Web page code records:
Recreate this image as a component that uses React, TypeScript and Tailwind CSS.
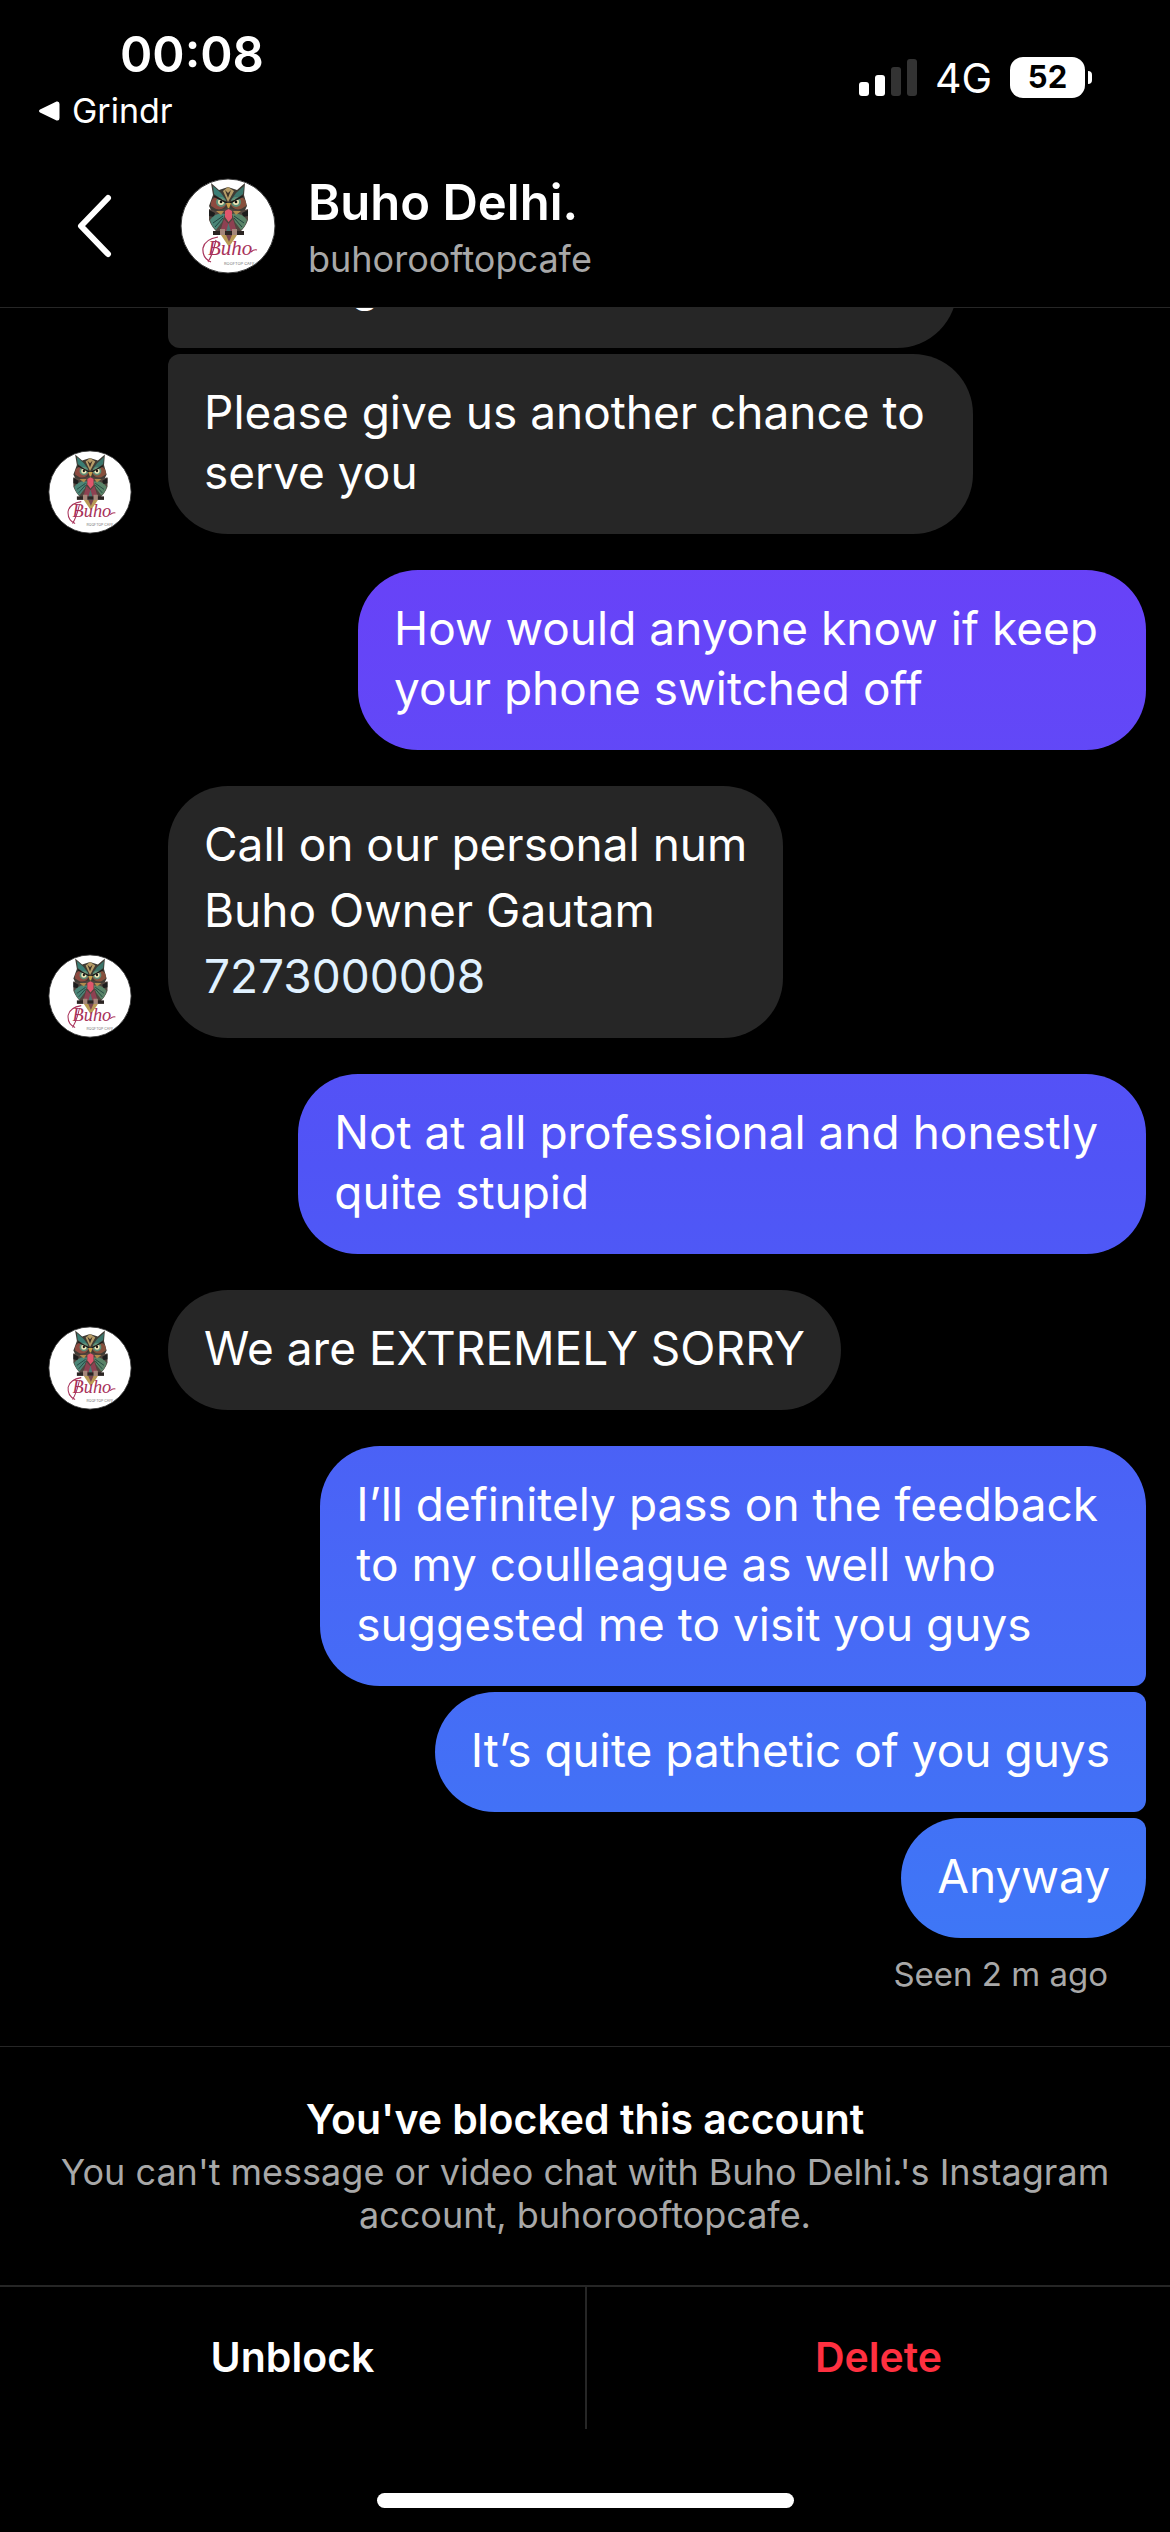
import React from 'react';
import clsx from 'clsx';

interface Message {
  id: number;
  from: 'them' | 'me';
  lines: string[];
  // joined to the previous / next bubble of the same sender
  joinTop?: boolean;
  joinBottom?: boolean;
  avatar?: boolean;
  wrapped?: boolean;
  phone?: string;
}

const messages: Message[] = [
  { id: 1, from: 'them', lines: ['Please give us another chance to', 'serve you'], joinTop: true, avatar: true, wrapped: true },
  { id: 2, from: 'me', lines: ['How would anyone know if keep', 'your phone switched off'], wrapped: true },
  { id: 3, from: 'them', lines: ['Call on our personal num', 'Buho Owner Gautam'], phone: '7273000008', avatar: true },
  { id: 4, from: 'me', lines: ['Not at all professional and honestly', 'quite stupid'], wrapped: true },
  { id: 5, from: 'them', lines: ['We are EXTREMELY SORRY'], avatar: true },
  {
    id: 6,
    from: 'me',
    lines: ['I’ll definitely pass on the feedback', 'to my coulleague as well who', 'suggested me to visit you guys'],
    joinBottom: true,
    wrapped: true,
  },
  { id: 7, from: 'me', lines: ['It’s quite pathetic of you guys'], joinTop: true, joinBottom: true },
  { id: 8, from: 'me', lines: ['Anyway'], joinTop: true },
];

function BuhoAvatar({ className }: { className?: string }) {
  return (
    <svg viewBox="0 0 96 96" className={clsx('shrink-0 rounded-full', className)} role="img" aria-label="Buho Delhi.">
      <circle cx="48" cy="48" r="47" fill="#fff" stroke="#3a3a3a" strokeWidth="1" />
      {/* ear tufts and head */}
      <path d="M31 5 L39 12 L48 9 L57 12 L65 5 L64 17 L67 28 L64 34 L32 34 L29 28 L33 17 Z" fill="#3f3b34" />
      <path d="M33 8 L41 15 L46 22 L38 19 L34 16 Z" fill="#3a7d74" />
      <path d="M64 8 L56 15 L51 22 L59 19 L63 16 Z" fill="#3c756b" />
      <path d="M43 13 L48 9 L54 13 L48 24 Z" fill="#b79d68" />
      <path d="M45 12 L48 15 L51 12 L48 20 Z" fill="#3d3228" />
      <path d="M31 28 Q30 21 36 19 Q44 19 47 25 Q44 33 36 31Z" fill="#8d4a40" />
      <path d="M66 28 Q67 21 61 19 Q53 19 50 25 Q53 33 61 31Z" fill="#86503c" />
      <circle cx="41" cy="24" r="5" fill="#5d8f78" />
      <circle cx="56" cy="24" r="5" fill="#5d8f78" />
      <circle cx="41" cy="24" r="3" fill="#f0e6b8" />
      <circle cx="56" cy="24" r="3" fill="#f0e6b8" />
      <circle cx="41" cy="24" r="1.3" fill="#15120f" />
      <circle cx="56" cy="24" r="1.3" fill="#15120f" />
      <path d="M34 18 L47 25 M63 18 L50 25" stroke="#1d1c1a" strokeWidth="1.6" />
      <path d="M46 25 L51 25 L48.500 32 Z" fill="#c9a04c" />
      {/* body and wings */}
      <path d="M29 31 L36 33 L48 30 L61 33 L68 31 L68 42 Q65 50 59 55 L38 55 Q32 50 29 42 Z" fill="#51453e" />
      <path d="M29 32 L35 35 L34 39 L29 38 Z" fill="#1c1c1c" />
      <path d="M68 32 L62 35 L63 39 L68 38 Z" fill="#1c1c1c" />
      <path d="M30 42 Q36 34 45 36 L42 44 L36 52 Q32 49 30 42Z" fill="#4b8577" />
      <path d="M67 42 Q61 34 52 36 L55 44 L61 52 Q65 49 67 42Z" fill="#5a8468" />
      <path d="M33 45 L43 38 M35 49 L43 40 M64 45 L54 38 M62 49 L54 40" stroke="#22423f" strokeWidth="1" />
      <path d="M36 33 L44 33 L41 37 Z M61 33 L53 33 L56 37 Z" fill="#b28a4c" />
      <path d="M45 33 L48.500 31 L52 33 L52 40 L48.500 44 L45 39 Z" fill="#e0566c" />
      <path d="M44 41 L48.500 46 L53 41 L57 54 L40 54 Z" fill="#8e4152" />
      <path d="M48.500 45 L51 54 L46 54 Z" fill="#4d7772" />
      {/* perch and tail */}
      <rect x="33" y="53" width="31" height="4" fill="#2b2422" />
      <path d="M40 51 h5 v6 h-5z M52 51 h5 v6 h-5z" fill="#a5877a" />
      <path d="M41 57 L57 57 L49 69 Z" fill="#b99a55" />
      <path d="M46 57 L52 57 L49 64 Z" fill="#7a4650" />
      {/* wordmark */}
      <text x="28" y="77" fill="#a8325a" fontFamily="Liberation Serif, serif" fontStyle="italic" fontSize="21">
        Buho
      </text>
      <path d="M31 84 Q22 80 23 70 Q25 61 38 59 M28 84 Q33 76 36 62" fill="none" stroke="#a8325a" strokeWidth="1.200" />
      <path d="M71 74 Q74 71 77 72" fill="none" stroke="#a8325a" strokeWidth="1.200" />
      <text x="44" y="87" fill="#777" fontFamily="Inter, sans-serif" fontSize="4">
        ROOFTOP CAFE
      </text>
    </svg>
  );
}

function StatusBar() {
  return (
    <div className="flex items-start justify-between pt-[25px] pr-[78px] pl-[38px]">
      <div>
        <div className="pl-[82px] text-[49px] leading-[60px] font-semibold">00:08</div>
        <a href="#grindr" className="mt-[6px] flex items-center gap-3 text-[34px] leading-[40px]">
          <svg viewBox="0 0 22 20" className="h-5 w-[22px]" aria-hidden="true">
            <path d="M2 8.500 L18.500 0.600 Q21.500 0 21.500 3 V17 Q21.500 20 18.500 19.400 L2 11.500 Q0 10 2 8.500Z" fill="#fff" />
          </svg>
          Grindr
        </a>
      </div>

      <div className="mt-8 flex h-[41px] items-center">
        <svg viewBox="0 0 58 37" className="h-[37px] w-[58px]" aria-hidden="true">
          <rect x="0" y="23" width="10" height="14" rx="3" fill="#fff" />
          <rect x="16" y="16" width="10" height="21" rx="3" fill="#fff" />
          <rect x="32" y="8" width="10" height="29" rx="3" fill="#333" />
          <rect x="48" y="0" width="10" height="37" rx="3" fill="#333" />
        </svg>
        <span className="ml-[18px] text-[41px] leading-[48px]">4G</span>
        <span className="ml-[18px] flex h-[41px] w-[75px] items-center justify-center rounded-[13px] bg-white text-[31px] font-bold text-black">
          52
        </span>
        <span className="ml-[3px] h-[13px] w-1 rounded-r-full bg-white" />
      </div>
    </div>
  );
}

function Bubble({ message }: { message: Message }) {
  const mine = message.from === 'me';

  return (
    <div
      className={clsx(
        'rounded-[60px] pl-9',
        mine
          ? 'bg-linear-to-b from-[#6a40f8] from-20% via-[#5054f6] via-46% to-[#3d78f6] to-78% bg-fixed'
          : 'bg-[#262626]',
        message.wrapped ? 'pr-12' : 'pr-9',
        message.phone ? 'pt-[25px] pb-[29px] leading-[66px]' : 'pt-7 pb-8 leading-[60px]',
        message.joinTop && (mine ? 'rounded-tr-[12px]' : 'rounded-tl-[12px]'),
        message.joinBottom && (mine ? 'rounded-br-[12px]' : 'rounded-bl-[12px]'),
      )}
    >
      {message.lines.map((line) => (
        <p key={line}>{line}</p>
      ))}
      {message.phone && (
        <a href={`tel:${message.phone}`} className="block text-[#e0f1ff]">
          {message.phone}
        </a>
      )}
    </div>
  );
}

function MessageRow({ message }: { message: Message }) {
  const mine = message.from === 'me';

  return (
    <div
      className={clsx(
        'flex items-end',
        mine ? 'justify-end pr-6' : 'pl-12',
        message.joinTop ? 'mt-[6px]' : 'mt-9',
      )}
    >
      {message.avatar && <BuhoAvatar className="mr-9 size-[84px]" />}
      <Bubble message={message} />
    </div>
  );
}

export default function App() {
  return (
    <div
      className="flex h-screen flex-col bg-black text-white"
      style={{ fontFamily: 'Inter, "Liberation Sans", sans-serif' }}
    >
      <header className="border-b border-[#262626]">
        <StatusBar />
        <div className="flex items-center pt-[42px] pb-7 pl-[76px]">
          <button type="button" aria-label="Back">
            <svg viewBox="0 0 36 64" className="h-16 w-9" aria-hidden="true">
              <path d="M32 4 L5 32 L32 60" fill="none" stroke="#fff" strokeWidth="6" strokeLinecap="round" strokeLinejoin="round" />
            </svg>
          </button>
          <BuhoAvatar className="ml-[68px] size-24" />
          <div className="ml-8">
            <h1 className="text-[49px] leading-[60px] font-semibold">Buho Delhi.</h1>
            <p className="mt-[6px] text-[36px] leading-[40px] text-[#a8a8a8]">buhorooftopcafe</p>
          </div>
        </div>
      </header>

      <main className="flex min-h-0 flex-1 flex-col justify-end overflow-hidden pb-[52px] text-[46px]">
        <div className="ml-[168px] w-[789px] shrink-0 rounded-[60px] rounded-bl-[12px] bg-[#262626] pt-7 pr-9 pb-[34px] pl-9 leading-[60px]">
          booking
        </div>
        {messages.map((message) => (
          <MessageRow key={message.id} message={message} />
        ))}
        <p className="mt-4 pr-[62px] text-right text-[33px] leading-[40px] text-[#a8a8a8]">Seen 2 m ago</p>
      </main>

      <footer className="border-t border-[#262626]">
        <div className="px-12 py-12 text-center">
          <h2 className="text-[41px] leading-[48px] font-semibold">You've blocked this account</h2>
          <p className="mt-2 text-[36px] leading-[43px] text-[#a8a8a8]">
            You can't message or video chat with Buho Delhi.'s Instagram account, buhorooftopcafe.
          </p>
        </div>
        <div className="grid grid-cols-2 border-t-2 border-[#262626] text-[41px] leading-[48px] font-semibold">
          <button type="button" className="pt-[46px] pb-12">
            Unblock
          </button>
          <button type="button" className="border-l-2 border-[#262626] pt-[46px] pb-12 text-[#ff3040]">
            Delete
          </button>
        </div>
        <div className="mx-auto mt-16 mb-6 h-[15px] w-[417px] rounded-full bg-white" />
      </footer>
    </div>
  );
}
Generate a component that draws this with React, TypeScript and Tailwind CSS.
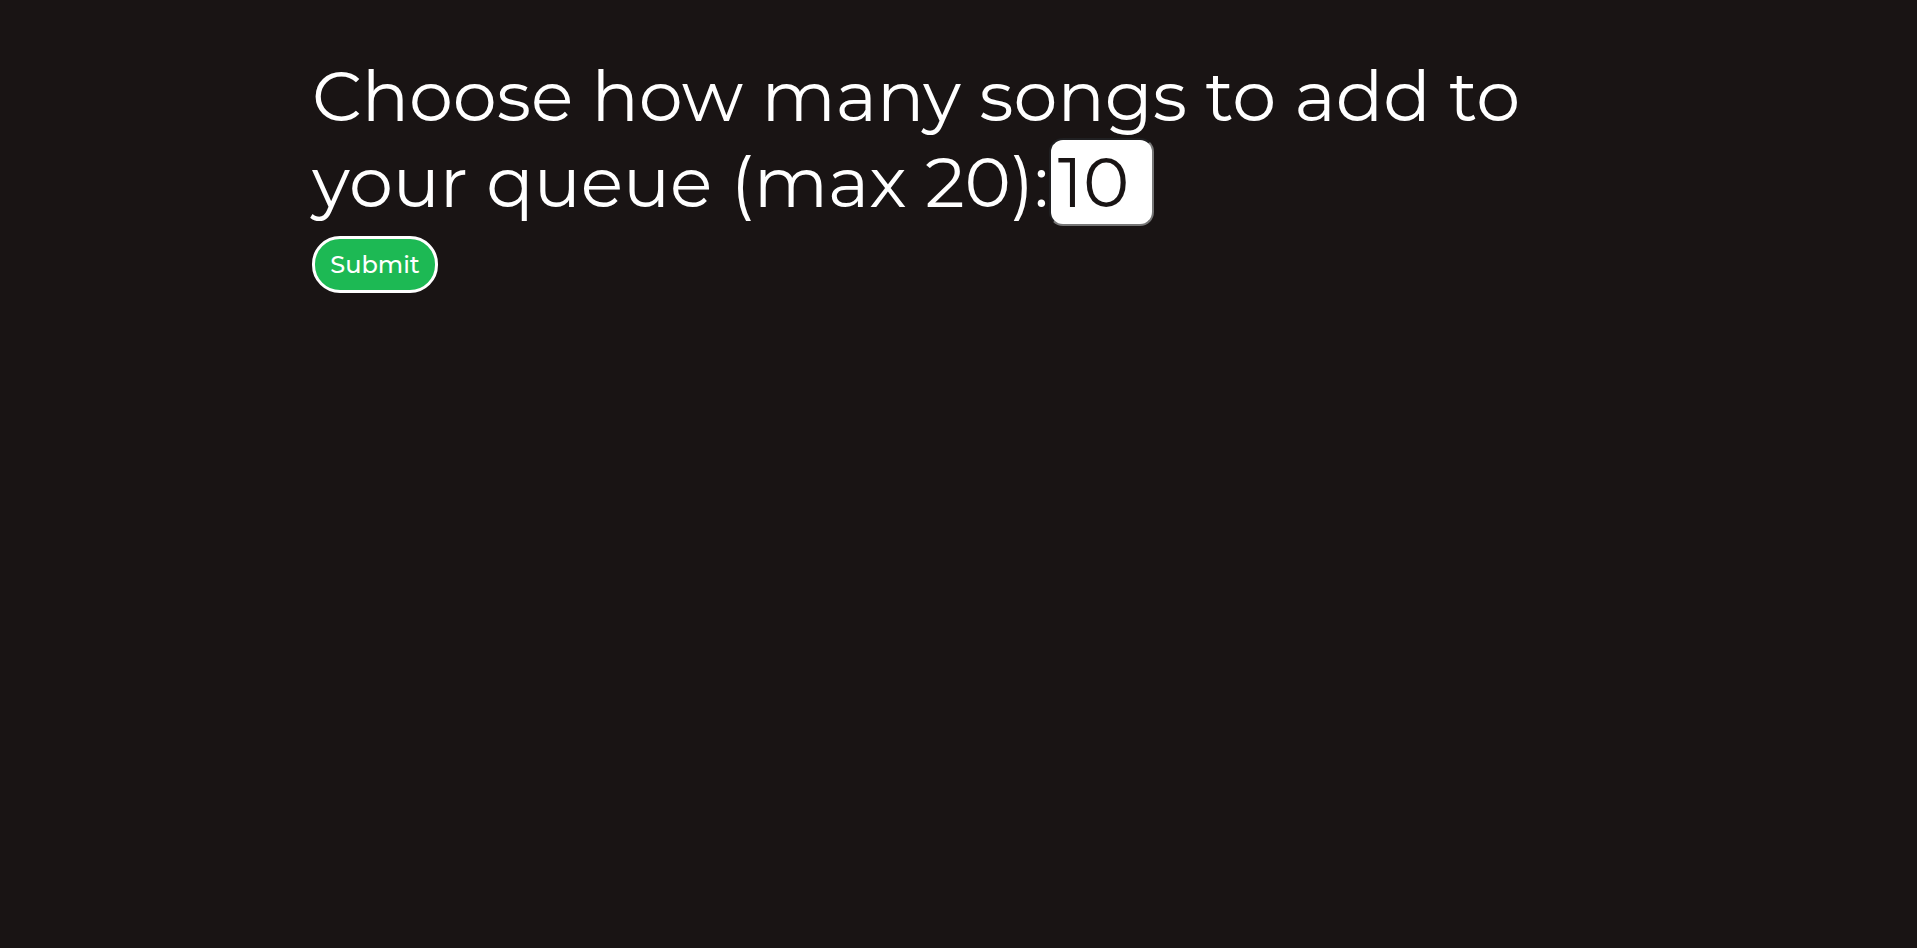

- **TASK REQUIREMENTS**: Search the listing above for the string "TypeScript". Copy every line that contains it.

- **ANSWER BELOW**:
Recreate this image as a component that uses React, TypeScript and Tailwind CSS.
Generate a component that draws this with React, TypeScript and Tailwind CSS.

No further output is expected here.